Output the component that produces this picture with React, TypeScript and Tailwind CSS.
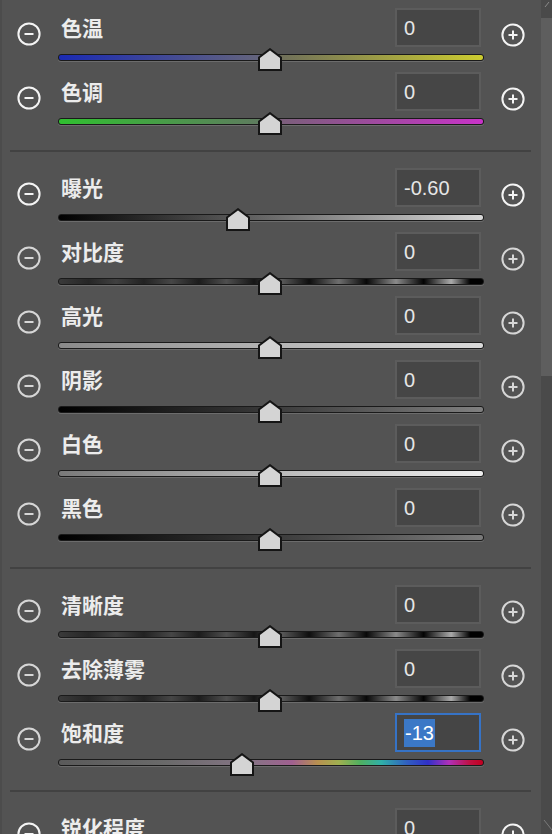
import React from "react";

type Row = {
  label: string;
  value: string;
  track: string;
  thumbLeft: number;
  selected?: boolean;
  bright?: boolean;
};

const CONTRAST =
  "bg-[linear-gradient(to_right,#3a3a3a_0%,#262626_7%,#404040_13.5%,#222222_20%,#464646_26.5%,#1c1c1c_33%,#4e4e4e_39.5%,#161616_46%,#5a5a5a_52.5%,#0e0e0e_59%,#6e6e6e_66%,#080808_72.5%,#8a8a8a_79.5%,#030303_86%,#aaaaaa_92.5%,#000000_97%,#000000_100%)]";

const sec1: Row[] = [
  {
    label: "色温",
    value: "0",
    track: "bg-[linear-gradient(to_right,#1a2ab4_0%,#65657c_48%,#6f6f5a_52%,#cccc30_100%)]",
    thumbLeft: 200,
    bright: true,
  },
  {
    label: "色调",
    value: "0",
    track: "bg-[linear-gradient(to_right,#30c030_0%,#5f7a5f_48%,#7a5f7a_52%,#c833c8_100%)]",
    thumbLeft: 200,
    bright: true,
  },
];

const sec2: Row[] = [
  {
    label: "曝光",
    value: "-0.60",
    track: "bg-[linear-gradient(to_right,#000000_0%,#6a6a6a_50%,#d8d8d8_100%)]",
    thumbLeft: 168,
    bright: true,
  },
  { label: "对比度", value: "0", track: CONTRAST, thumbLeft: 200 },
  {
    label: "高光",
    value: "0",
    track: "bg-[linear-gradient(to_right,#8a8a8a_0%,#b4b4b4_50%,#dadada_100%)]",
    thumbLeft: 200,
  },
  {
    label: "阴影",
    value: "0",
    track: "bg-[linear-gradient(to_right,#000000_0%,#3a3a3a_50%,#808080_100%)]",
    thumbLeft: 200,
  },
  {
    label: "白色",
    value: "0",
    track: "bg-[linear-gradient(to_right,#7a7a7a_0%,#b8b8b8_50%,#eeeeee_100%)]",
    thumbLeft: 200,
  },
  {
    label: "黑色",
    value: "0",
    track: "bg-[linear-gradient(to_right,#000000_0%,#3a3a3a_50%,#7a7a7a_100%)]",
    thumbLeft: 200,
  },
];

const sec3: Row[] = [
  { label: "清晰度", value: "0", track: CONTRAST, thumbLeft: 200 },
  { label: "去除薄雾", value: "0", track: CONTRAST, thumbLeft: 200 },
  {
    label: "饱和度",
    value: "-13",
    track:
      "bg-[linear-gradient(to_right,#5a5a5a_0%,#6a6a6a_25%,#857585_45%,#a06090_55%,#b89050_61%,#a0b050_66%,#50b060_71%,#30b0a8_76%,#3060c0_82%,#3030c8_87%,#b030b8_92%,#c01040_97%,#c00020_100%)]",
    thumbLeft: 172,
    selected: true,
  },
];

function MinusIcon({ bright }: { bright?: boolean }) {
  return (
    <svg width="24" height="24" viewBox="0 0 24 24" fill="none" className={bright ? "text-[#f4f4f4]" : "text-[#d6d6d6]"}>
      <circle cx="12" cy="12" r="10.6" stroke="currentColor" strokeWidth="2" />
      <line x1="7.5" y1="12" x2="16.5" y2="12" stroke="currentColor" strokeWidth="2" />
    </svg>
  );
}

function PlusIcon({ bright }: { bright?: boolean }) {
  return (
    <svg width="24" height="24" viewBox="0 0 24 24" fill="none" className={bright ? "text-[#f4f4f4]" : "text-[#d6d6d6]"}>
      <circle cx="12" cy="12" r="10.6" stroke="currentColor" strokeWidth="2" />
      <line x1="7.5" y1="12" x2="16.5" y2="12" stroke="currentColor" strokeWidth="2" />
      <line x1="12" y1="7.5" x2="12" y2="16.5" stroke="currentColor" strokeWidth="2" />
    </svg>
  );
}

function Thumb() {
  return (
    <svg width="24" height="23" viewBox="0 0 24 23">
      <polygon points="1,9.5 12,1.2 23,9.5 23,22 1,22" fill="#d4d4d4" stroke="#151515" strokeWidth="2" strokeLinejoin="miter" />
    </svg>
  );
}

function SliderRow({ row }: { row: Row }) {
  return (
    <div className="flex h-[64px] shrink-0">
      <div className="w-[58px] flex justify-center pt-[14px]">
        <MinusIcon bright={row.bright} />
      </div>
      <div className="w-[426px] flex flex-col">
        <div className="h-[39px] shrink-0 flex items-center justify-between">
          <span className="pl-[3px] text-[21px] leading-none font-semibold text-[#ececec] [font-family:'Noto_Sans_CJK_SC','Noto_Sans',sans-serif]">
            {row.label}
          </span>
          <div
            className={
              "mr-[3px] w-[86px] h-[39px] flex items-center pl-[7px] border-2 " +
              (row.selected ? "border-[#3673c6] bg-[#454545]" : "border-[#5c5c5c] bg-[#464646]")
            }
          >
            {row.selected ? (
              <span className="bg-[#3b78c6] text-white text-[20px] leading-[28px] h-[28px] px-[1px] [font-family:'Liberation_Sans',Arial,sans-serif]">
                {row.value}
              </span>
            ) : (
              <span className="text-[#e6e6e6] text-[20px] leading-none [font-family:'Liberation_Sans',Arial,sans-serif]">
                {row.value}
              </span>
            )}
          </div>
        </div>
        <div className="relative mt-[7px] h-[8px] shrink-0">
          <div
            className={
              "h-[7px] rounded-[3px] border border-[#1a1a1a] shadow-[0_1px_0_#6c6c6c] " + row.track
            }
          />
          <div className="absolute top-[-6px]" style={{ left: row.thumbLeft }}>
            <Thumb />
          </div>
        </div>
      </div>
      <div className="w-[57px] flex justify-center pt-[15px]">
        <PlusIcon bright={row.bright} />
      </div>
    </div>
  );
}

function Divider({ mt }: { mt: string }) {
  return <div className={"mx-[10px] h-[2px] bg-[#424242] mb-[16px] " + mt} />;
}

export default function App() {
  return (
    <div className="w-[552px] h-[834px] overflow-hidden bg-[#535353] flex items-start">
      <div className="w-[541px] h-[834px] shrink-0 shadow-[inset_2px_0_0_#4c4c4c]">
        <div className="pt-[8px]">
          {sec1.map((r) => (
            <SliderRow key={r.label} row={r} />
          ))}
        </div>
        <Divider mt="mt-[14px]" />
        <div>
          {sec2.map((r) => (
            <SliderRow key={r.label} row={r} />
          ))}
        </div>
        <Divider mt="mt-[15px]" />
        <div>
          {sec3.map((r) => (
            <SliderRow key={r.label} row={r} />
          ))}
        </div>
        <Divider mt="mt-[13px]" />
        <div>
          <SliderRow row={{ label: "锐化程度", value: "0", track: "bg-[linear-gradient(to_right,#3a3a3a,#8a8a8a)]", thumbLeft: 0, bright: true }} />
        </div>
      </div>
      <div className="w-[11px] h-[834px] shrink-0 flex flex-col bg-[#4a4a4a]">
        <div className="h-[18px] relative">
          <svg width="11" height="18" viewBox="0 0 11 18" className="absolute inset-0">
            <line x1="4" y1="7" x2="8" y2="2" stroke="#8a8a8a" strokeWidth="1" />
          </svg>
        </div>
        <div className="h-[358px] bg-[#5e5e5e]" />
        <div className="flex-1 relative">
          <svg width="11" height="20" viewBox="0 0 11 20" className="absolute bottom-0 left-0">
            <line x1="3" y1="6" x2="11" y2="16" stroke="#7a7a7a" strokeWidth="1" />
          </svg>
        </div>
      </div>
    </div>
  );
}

*Written problem*
From the data above, gather every line that includes the word "React".

*Reply*
Output the component that produces this picture with React, TypeScript and Tailwind CSS.
import React from "react";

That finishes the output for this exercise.